If they are able to save an object with a DNS string containing an underscore, then the feature is working.

What are the reasonable SLOs (Service Level Objectives) for the enhancement?

N/A

What are the SLIs (Service Level Indicators) an operator can use to determine the health of the service?

N/A

Are there any missing metrics that would be useful to have to improve observability of this feature?

N/A

Dependencies

Does this feature depend on any specific services running in the cluster?

No. This is a change to API validation.

Scalability

N/A

Will enabling / using this feature result in any new API calls?

No.
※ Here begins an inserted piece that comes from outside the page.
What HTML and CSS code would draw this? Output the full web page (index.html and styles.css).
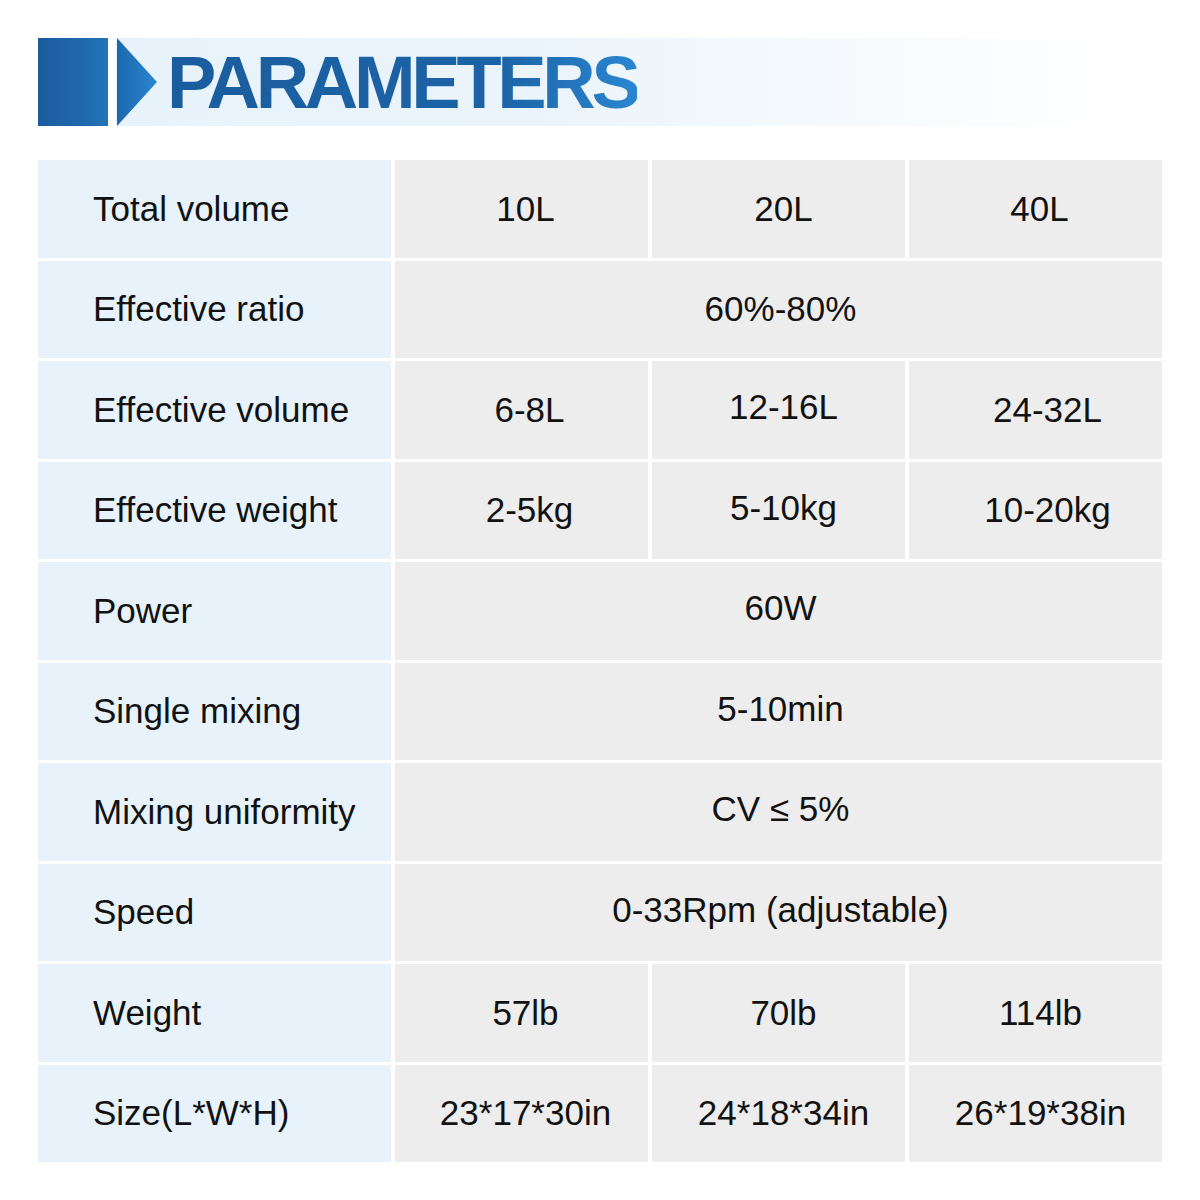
FILE: index.html
```html
<!DOCTYPE html>
<html>
<head>
<meta charset="utf-8">
<link rel="stylesheet" href="styles.css">
</head>
<body>
<div class="page">
  <div class="header">
    <div class="block"></div>
    <div class="band">
      <svg class="arrow" width="40" height="88" viewBox="0 0 40 88">
        <defs>
          <linearGradient id="tg" x1="0" y1="0" x2="1" y2="0">
            <stop offset="0" stop-color="#1c68ad"/>
            <stop offset="1" stop-color="#2a86d0"/>
          </linearGradient>
        </defs>
        <polygon points="0,0 40,44 0,88" fill="url(#tg)"/>
      </svg>
      <h1 class="title">PARAMETERS</h1>
    </div>
  </div>

  <div class="table">
    <div class="label">Total volume</div>
    <div class="val">10L</div>
    <div class="val r2">20L</div>
    <div class="val">40L</div>

    <div class="label">Effective ratio</div>
    <div class="val span">60%-80%</div>

    <div class="label">Effective volume</div>
    <div class="val r1">6-8L</div>
    <div class="val r2 up">12-16L</div>
    <div class="val r3">24-32L</div>

    <div class="label">Effective weight</div>
    <div class="val r1">2-5kg</div>
    <div class="val r2 up">5-10kg</div>
    <div class="val r3">10-20kg</div>

    <div class="label">Power</div>
    <div class="val span up">60W</div>

    <div class="label">Single mixing</div>
    <div class="val span up">5-10min</div>

    <div class="label">Mixing uniformity</div>
    <div class="val span up">CV ≤ 5%</div>

    <div class="label">Speed</div>
    <div class="val span up">0-33Rpm (adjustable)</div>

    <div class="label">Weight</div>
    <div class="val">57lb</div>
    <div class="val r2">70lb</div>
    <div class="val r2">114lb</div>

    <div class="label">Size(L*W*H)</div>
    <div class="val">23*17*30in</div>
    <div class="val r2">24*18*34in</div>
    <div class="val r2">26*19*38in</div>
  </div>
</div>
</body>
</html>
```

FILE: styles.css
```css
html, body {
  margin: 0;
  padding: 0;
  background: #ffffff;
}

.page {
  width: 1200px;
  height: 1200px;
  padding: 38px 38px 0 38px;
  box-sizing: border-box;
  font-family: "Liberation Sans", Arial, sans-serif;
}

.header {
  display: flex;
  height: 88px;
  width: 1122px;
}

.block {
  width: 70px;
  height: 88px;
  background: linear-gradient(90deg, #1a5c9d 0%, #1f68ab 60%, #2474b9 100%);
}

.band {
  flex: 1;
  margin-left: 8px;
  display: flex;
  align-items: center;
  background: linear-gradient(90deg, #e7f2fa 0%, #ebf4fb 40%, #f6fafd 70%, #ffffff 96%);
}

.arrow {
  display: block;
  margin-left: 1px;
  flex: none;
}

.title {
  margin: 0 0 0 10px;
  font-family: "Liberation Sans", Arial, sans-serif;
  font-weight: bold;
  font-size: 74px;
  line-height: 88px;
  letter-spacing: -4.3px;
  background: linear-gradient(90deg, #1a5d9e 0%, #1c63a6 70%, #2a86d1 100%);
  -webkit-background-clip: text;
  background-clip: text;
  color: transparent;
  padding-top: 2px;
}

.table {
  margin-top: 34px;
  width: 1124px;
  height: 1002px;
  display: grid;
  grid-template-columns: 353px 1fr 1fr 1fr;
  grid-template-rows: repeat(10, 1fr);
  column-gap: 4px;
  row-gap: 3px;
}

.label,
.val {
  display: flex;
  align-items: center;
  font-size: 35px;
  color: #121212;
}

.label {
  background: #e7f2fa;
  padding-left: 55px;
}

.val {
  background: #ededed;
  justify-content: center;
  padding-left: 8px;
}

.val.span {
  grid-column: 2 / 5;
  padding-left: 4px;
}

.val.r1 {
  padding-left: 16px;
}

.val.r2 {
  padding-left: 10px;
}

.val.r3 {
  padding-left: 24px;
}

.val.up {
  padding-bottom: 5px;
}
```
This is a change to validation of existing API calls.

Will enabling / using this feature result in introducing new API types?

No.

Will enabling / using this feature result in any new calls to the cloud provider?

No.

Will enabling / using this feature result in increasing size or count of the existing API objects?

No.

Will enabling / using this feature result in increasing time taken by any operations covered by existing SLIs/SLOs?

No.

Will enabling / using this feature result in non-negligible increase of resource usage (CPU, RAM, disk, IO, …) in any components?

No.

Can enabling / using this feature result in resource exhaustion of some node resources (PIDs, sockets, inodes, etc.)?

No.

Troubleshooting

How does this feature react if the API server and/or etcd is unavailable?

N/A. This is a change to validation within the API server.

What are other known failure modes?

N/A

What steps should be taken if SLOs are not being met to determine the problem?

N/A

Implementation History

Drawbacks

Since it isn’t possible to distinguish between record types a search string will be used for, this also allows users to configure a pod that will use search string to from a hostname with an underscore. The risk here is born by the user and the name is not defined within Kubernetes in this case (instead it refers to a name configured outside the cluster).

Alternatives

A workaround is to re-write the resolv.conf file from inside the pod. This typically requires running the pod with higher privileges than the actual workload requires, however.